Single valve assembly example.
If you are using drip valves and filters, these are the parts you will need.
These fittings are for connecting to the main line (they are slip by thread fittings, so the valve can be threaded in, and the other fittings can be glued). If this is a replacement, you may not need these fittings as they may already be installed. If this is an upgrade then you will need to have a Tee or Elbow for each valve to be connected to the main line.
This is a close 1" nipple, while you can use any length of nipple for this fitting, it is nice to keep the manifold compact for accessibility. Make sure to use Teflon tape or pipe dope on all the fittings for the manifold.
Next, thread on the first union. Being that this is only 1" pipe you only need to tighten the fittings to just over hand tight. If you are unsure how tight to thread these fittings, simply tighten to hand tight and check for leaks when you pressurize the main line. Over tightening will cause trouble in the future.

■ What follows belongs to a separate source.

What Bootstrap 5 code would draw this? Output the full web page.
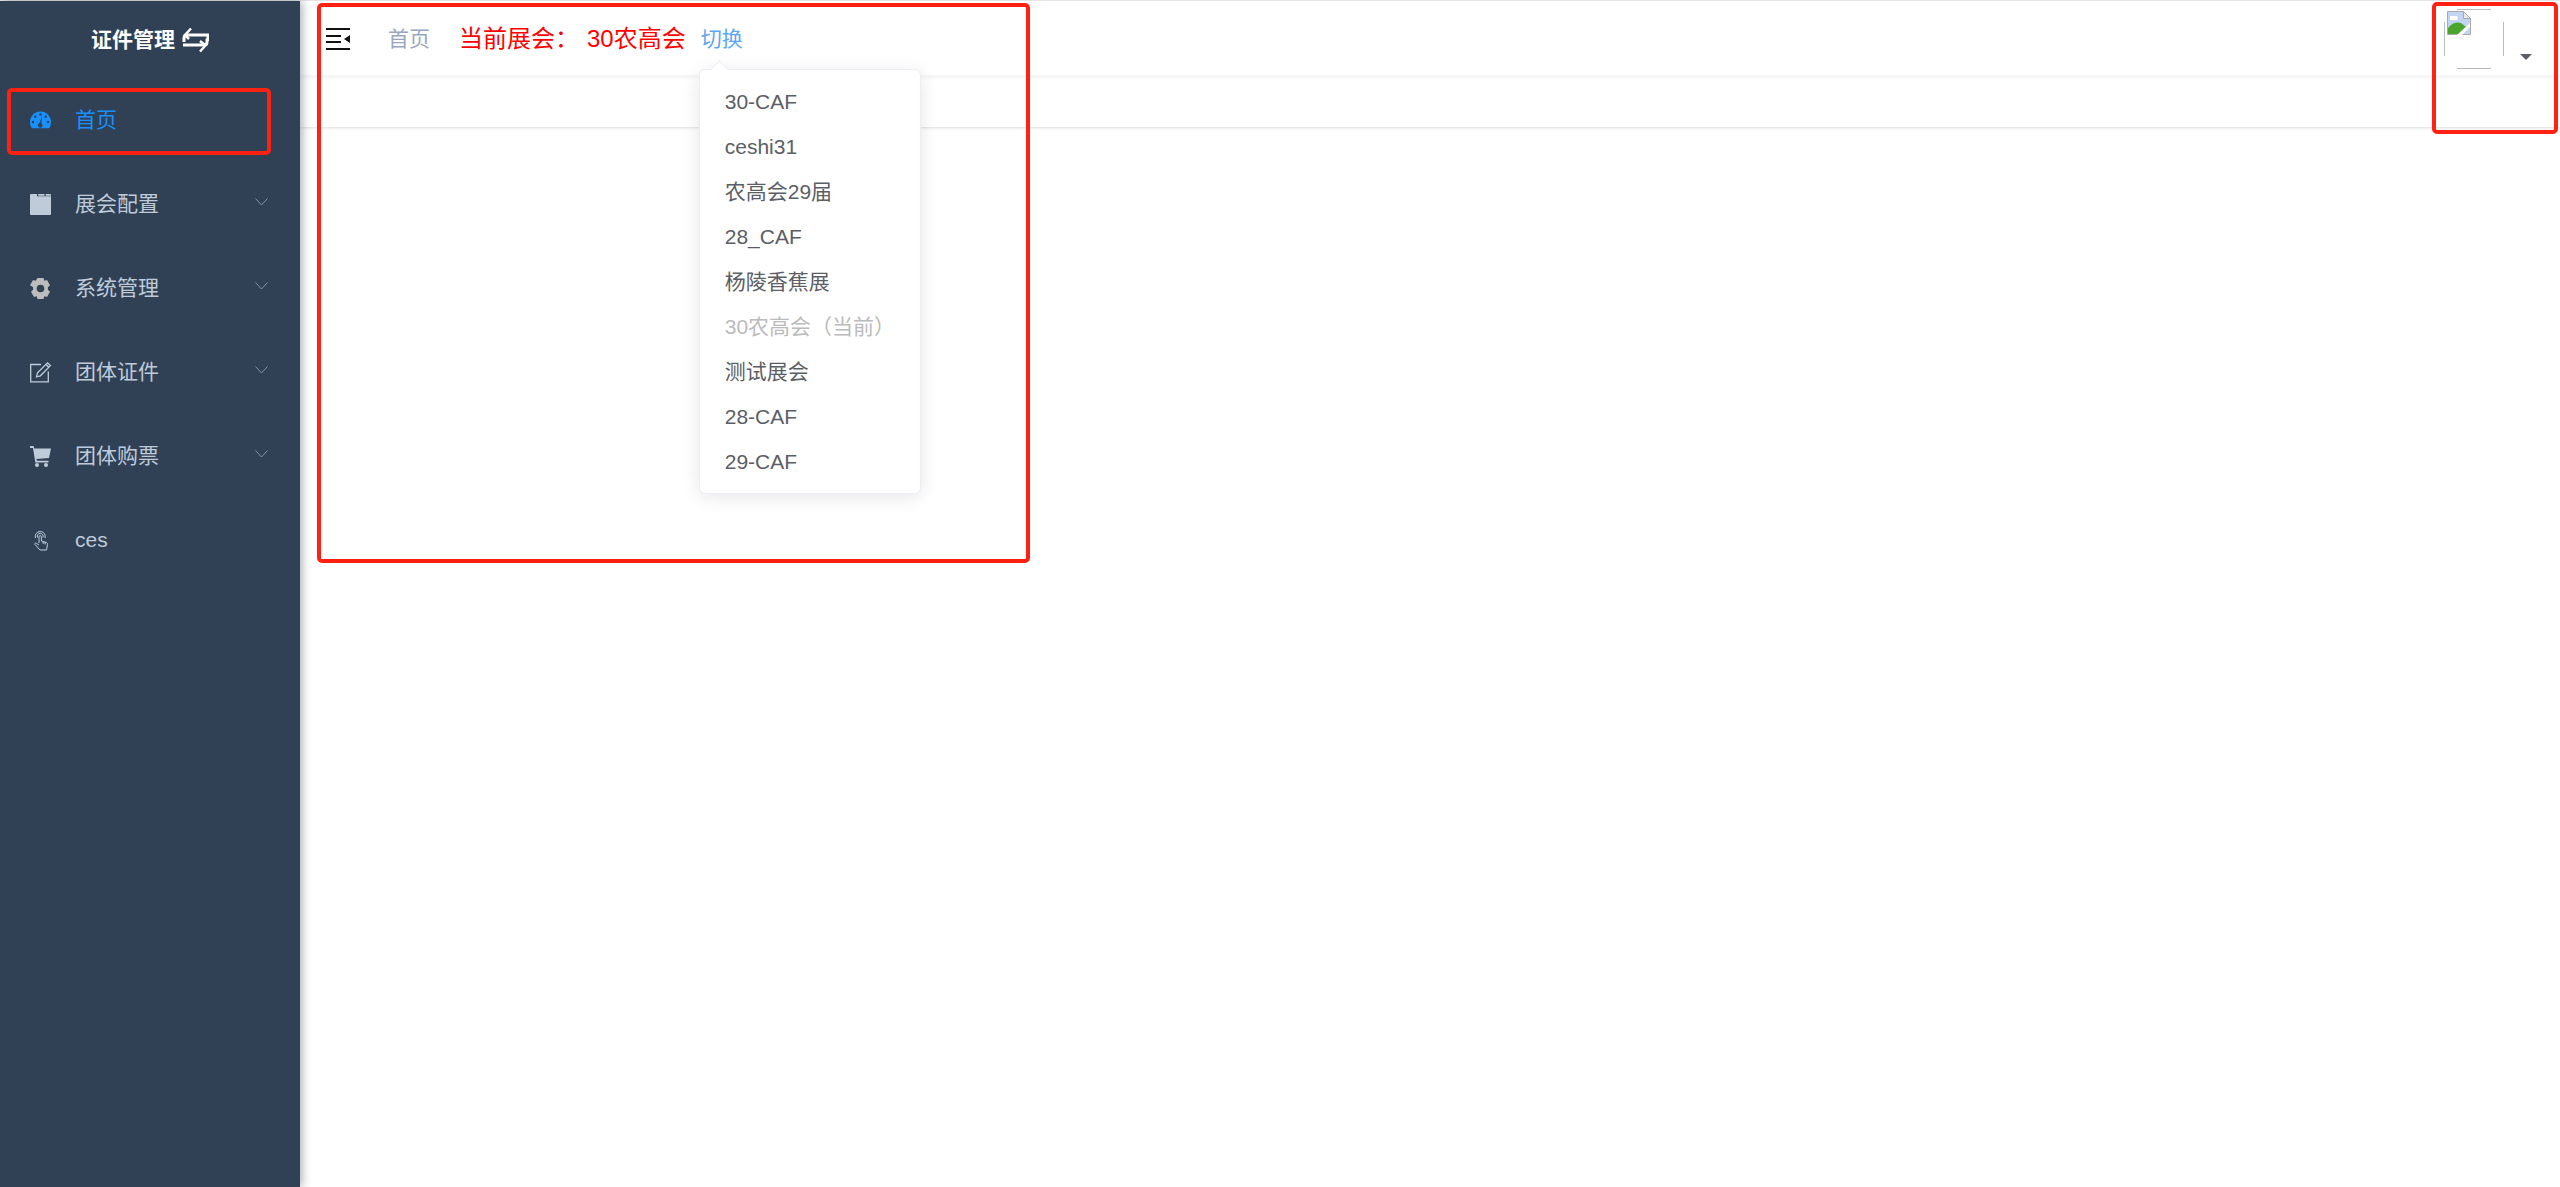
<!DOCTYPE html>
<html lang="zh-CN">
<head>
<meta charset="utf-8">
<title>证件管理</title>
<link rel="stylesheet" href="https://cdn.jsdelivr.net/npm/bootstrap@5.3.0/dist/css/bootstrap.min.css">
<style>
html,body{height:100%}
body{font-family:"Liberation Sans","Noto Sans CJK SC",sans-serif;font-size:21px;color:#5a5e66;background:#fff;overflow:hidden}
.app-shell{height:1187px;border-top:1px solid #e8e8e8;position:relative}
.side-bar{width:300px;background:#304156;box-shadow:2px 0 9px rgba(0,21,41,.35);z-index:3}
.side-title{height:77px;color:#fff;font-weight:700;font-size:21px;gap:7px}
.side-item{height:84px;padding:0 32px 0 30px;color:#bfcbd9;font-size:21px;gap:24px;text-decoration:none}
.side-item.is-active{color:#1890ff}
.side-icon{width:21px;height:21px;flex:none;overflow:visible}
.side-chev{width:13px;height:8px;margin-left:auto;margin-top:-4px;flex:none}
.top-bar{height:75px;padding-left:26px;box-shadow:0 1px 4px rgba(0,21,41,.08);position:relative;z-index:1}
.crumb{color:#97a8be;margin-left:38px}
.show-label{color:#f00;font-size:24px;margin-left:29px;white-space:pre}
.show-name{color:#f00;font-size:24px;margin-left:8px}
.switch-wrap{position:relative;margin-left:15px}
.switch-link{color:#5ba6f5;text-decoration:none}
.show-menu{display:block;position:absolute;top:46px;left:-2px;width:222px;margin:0;padding:9px 0;border:1px solid #ebeef5;border-radius:6px;box-shadow:0 3px 18px rgba(0,0,0,.1);z-index:5;font-size:21px}
.show-menu::before{content:"";position:absolute;left:13px;top:-7px;width:13px;height:13px;background:#fff;border-left:1px solid #ebeef5;border-top:1px solid #ebeef5;transform:rotate(45deg)}
.show-menu .dropdown-item{height:45px;line-height:45px;padding:0 0 0 25px;color:#5a5e66;position:relative}
.show-menu .dropdown-item.disabled{color:#bbb}
.user-area{margin-left:auto;padding-right:28px;gap:16px;padding-top:8px;align-self:flex-start}
.broken-img{width:60px;height:60px;position:relative;background:linear-gradient(#bbb,#bbb) 13px 0/34px 1px no-repeat,linear-gradient(#bbb,#bbb) 13px 59px/34px 1px no-repeat,linear-gradient(#bbb,#bbb) 0 13px/1px 34px no-repeat,linear-gradient(#bbb,#bbb) 59px 13px/1px 34px no-repeat,#fff}
.broken-img svg{display:block;margin:2px 0 0 3px}
.user-caret{width:0;height:0;border-left:6px solid transparent;border-right:6px solid transparent;border-top:6px solid #5a5e66;margin-top:45px}
.tag-row{height:51px;box-shadow:0 1px 3px rgba(0,0,0,.12),0 0 3px rgba(0,0,0,.04)}
.note-box{position:absolute;border:4px solid #ff2112;border-radius:5px;z-index:9;pointer-events:none}
.note-home{left:7px;top:87px;width:264px;height:67px}
.note-left{left:317px;top:2px;width:713px;height:560px}
.note-right{left:2432px;top:1px;width:126px;height:132px}
</style>
</head>
<body>
<div class="app-shell d-flex">
  <aside class="side-bar d-flex flex-column flex-shrink-0">
    <div class="side-title d-flex align-items-center justify-content-center">
      <span>证件管理</span>
      <svg width="27" height="26" viewBox="0 0 27 26" fill="none" stroke="#fff" stroke-width="3"><path d="M2 15v-4q0-3 3-3H26v6"/><path d="M25 11.500V15q0 3-3 3H1"/><path d="M9 1.500 3 8l4 4" stroke-width="2.500"/><path d="M18 14l5.500 4.500L18 24.500" stroke-width="2.500"/></svg>
    </div>
    <nav class="nav flex-column">
      <a class="side-item is-active d-flex align-items-center" href="#">
        <svg class="side-icon" viewBox="0 0 21 21"><path fill="#1890ff" d="M10.500 1.500C4.700 1.500 0 6.200 0 12c0 2 .5 4 1.500 5.700.2.300.5.500.8.500h16.400c.3 0 .6-.2.800-.5 1-1.700 1.500-3.700 1.500-5.700C21 6.200 16.300 1.500 10.500 1.500z"/><g fill="#304156"><circle cx="10.500" cy="4.500" r="1.200"/><circle cx="5.300" cy="6.800" r="1.200"/><circle cx="15.700" cy="6.800" r="1.200"/><circle cx="3" cy="12" r="1.200"/><circle cx="18" cy="12" r="1.200"/><path d="M12 6.500 11.400 13.500a2.200 2.200 0 1 1-2-.2z"/></g></svg>
        <span>首页</span>
      </a>
      <a class="side-item d-flex align-items-center" href="#">
        <svg class="side-icon" viewBox="0 0 21 21"><path fill="#bfcbd9" d="M1 0h19a1 1 0 0 1 1 1v19a1 1 0 0 1-1 1H1a1 1 0 0 1-1-1V1a1 1 0 0 1 1-1z"/><path fill="#304156" d="M7 0h1.200v2.200H7zM14.500 0h1.200v2.200H14.500zM8 1.700h6.500v.6H8zM15.500 1.700H21v.6h-5.500z"/></svg>
        <span>展会配置</span>
        <svg class="side-chev" viewBox="0 0 13 8" fill="none" stroke="#8492a3" stroke-width="1"><path d="M.5.500 6.500 7l6-6.500"/></svg>
      </a>
      <a class="side-item d-flex align-items-center" href="#">
        <svg class="side-icon" viewBox="0 0 21 21"><path fill="#bdbdbd" d="M7.500 0h6l.8 2.800 2.700-.7 3 5.100-2.100 2.100v2.400l2.100 2.100-3 5.100-2.700-.7-.8 2.800h-6l-.8-2.800-2.700.7-3-5.100 2.100-2.100V9.300L0 7.200l3-5.100 2.700.7z"/><circle cx="10.500" cy="10.500" r="3.800" fill="#304156"/></svg>
        <span>系统管理</span>
        <svg class="side-chev" viewBox="0 0 13 8" fill="none" stroke="#8492a3" stroke-width="1"><path d="M.5.500 6.500 7l6-6.500"/></svg>
      </a>
      <a class="side-item d-flex align-items-center" href="#">
        <svg class="side-icon" viewBox="0 0 21 21" fill="none" stroke="#bfcbd9" stroke-width="1.300"><path d="M11 2.500H.7v17.300h17.600V9.500"/><path d="M6.500 14.800l1-4L17.500 .9l2.900 2.700L10.400 13.800z"/><path d="M16 2.500l2.800 2.800"/></svg>
        <span>团体证件</span>
        <svg class="side-chev" viewBox="0 0 13 8" fill="none" stroke="#8492a3" stroke-width="1"><path d="M.5.500 6.500 7l6-6.500"/></svg>
      </a>
      <a class="side-item d-flex align-items-center" href="#">
        <svg class="side-icon" viewBox="0 0 21 21"><path fill="#bfcbd9" d="M0 0h3.500l.9 2.500H21l-2 9.500-12.500 1 .3 1.700H18.500v1.800H5.300L3 2H0z"/><circle cx="7" cy="19" r="2" fill="#bfcbd9"/><circle cx="16" cy="19" r="2" fill="#bfcbd9"/></svg>
        <span>团体购票</span>
        <svg class="side-chev" viewBox="0 0 13 8" fill="none" stroke="#8492a3" stroke-width="1"><path d="M.5.500 6.500 7l6-6.500"/></svg>
      </a>
      <a class="side-item d-flex align-items-center" href="#">
        <svg class="side-icon" viewBox="0 0 21 21" fill="none" stroke="#bfcbd9" stroke-width="1"><path d="M5.500 8a5 5 0 1 1 9.500 0"/><path d="M7.500 7.500a3 3 0 1 1 5.500 0"/><path d="M9 13V6.800a1.200 1.200 0 0 1 2.400 0V11l5 1.500c1 .4 1.300 1 1.100 2l-1 5.500H10l-5-5.500c-.5-.8.400-1.900 1.400-1.200L9 15"/><path d="M13.200 11.500v2.500M15.200 12v2.500"/></svg>
        <span>ces</span>
      </a>
    </nav>
  </aside>
  <main class="flex-grow-1 d-flex flex-column">
    <header class="top-bar d-flex align-items-center">
      <svg width="24" height="22" viewBox="0 0 24 22" class="flex-shrink-0"><path fill="#111" d="M0 0h24v2H0zM0 7h15v2H0zM0 13h15v2H0zM0 20h24v2H0z"/><path fill="#111" d="M24 7v8l-6-4z"/></svg>
      <span class="crumb">首页</span>
      <span class="show-label">当前展会：</span>
      <span class="show-name">30农高会</span>
      <div class="switch-wrap">
        <a class="switch-link" href="#">切换</a>
        <ul class="show-menu dropdown-menu list-unstyled">
          <li><a class="dropdown-item" href="#">30-CAF</a></li>
          <li><a class="dropdown-item" href="#">ceshi31</a></li>
          <li><a class="dropdown-item" href="#">农高会29届</a></li>
          <li><a class="dropdown-item" href="#">28_CAF</a></li>
          <li><a class="dropdown-item" href="#">杨陵香蕉展</a></li>
          <li><a class="dropdown-item disabled" href="#">30农高会（当前）</a></li>
          <li><a class="dropdown-item" href="#">测试展会</a></li>
          <li><a class="dropdown-item" href="#">28-CAF</a></li>
          <li><a class="dropdown-item" href="#">29-CAF</a></li>
        </ul>
      </div>
      <div class="user-area d-flex align-items-start">
        <div class="broken-img">
          <svg width="24" height="24" viewBox="0 0 24 24"><path fill="#c3d4f2" stroke="#aaa" d="M.5.500h16l7 7v16H.5z"/><path fill="#e8e8e8" stroke="#aaa" d="M16.500.5v7h7z"/><path fill="#fff" d="M3 5h7a3 3 0 0 1 0 4H3z"/><path fill="#4aa52e" d="M1 23v-6q6-7 13-5l5 4-7 7z"/><path fill="#fff" d="M10 24 23 12v4L15 24z"/></svg>
        </div>
        <span class="user-caret"></span>
      </div>
    </header>
    <div class="tag-row"></div>
  </main>
  <div class="note-box note-home"></div>
  <div class="note-box note-left"></div>
  <div class="note-box note-right"></div>
</div>
<script src="https://cdn.jsdelivr.net/npm/bootstrap@5.3.0/dist/js/bootstrap.bundle.min.js"></script>
</body>
</html>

Next, Thread in another close nipple.
Thread on the valve. Make sure the valve is facing the right direction, all automatic valves are directional. There will be an arrow on the body to indicate the correct direction for installation. If for some reason you are unable to find an arrow, the solenoid will be on the lateral/non-pressure side.
Thread in a toe nipple and cut it to size. This nipple can be of any length, but I always cut it to keep the manifold compact for accessibility.
Glue on the slip union.
Congratulations, you have assembled your first valve. Assemble additional valves by repeating the steps.
Prepare the main line for the first valve to be installed. This picture is of an upgrade where an old system was getting the valves moved to another location.
Glue on the first valve assembly. Follow proper gluing procedure. For more gluing information read the section on gluing basics.
You will need to cut a short piece of pipe to glue between the next valve/s.
Add additional valves in the same manner.
The last valve in the manifold may need to be an elbow instead of a tee. You can add as many valves as needed in the same fashion. Keep in mind that you will likely be able to fit only 4 valves inside each sprinkler box.
Finally, you will need to glue in the lateral connections to each corresponding valve.
You may have to cut your valve box in order to set it level with the landscaping.
Lastly, you will need to wire the valves and backfill the box.
Valve wiring can be simple, but it can also cause problems if not done properly. When wiring valves, use an approved wire designed for sprinkler systems. If you take a closer look at the wire, each strand is color coded to make installation easier. When wiring valves, you need to choose a color to use as your common. The common wire is generally the white wire, but I have depicted it as Blue in the wiring image, just to make it stand out. As you can see, the common connects to each valve, along with a different color of wire run to each separate valve. When I wire valves, I always start by selecting one wire from each valve and connecting them to the common. Once you have the common connected, you will have one wire left for each valve. Simply connect a different color wire to each valve. The color doesn't matter, but I always stick to a color code to make it easier when installing the clock / sprinkler timer.
In this example, the installer had used the black as the common wire.
This is an example of the color code I use. I try to stick to a color code when I am installing. This helps to speed up the process when wiring the timer, especially when the customer wants their system to operate in a particular order. The color of wire you are using may be different.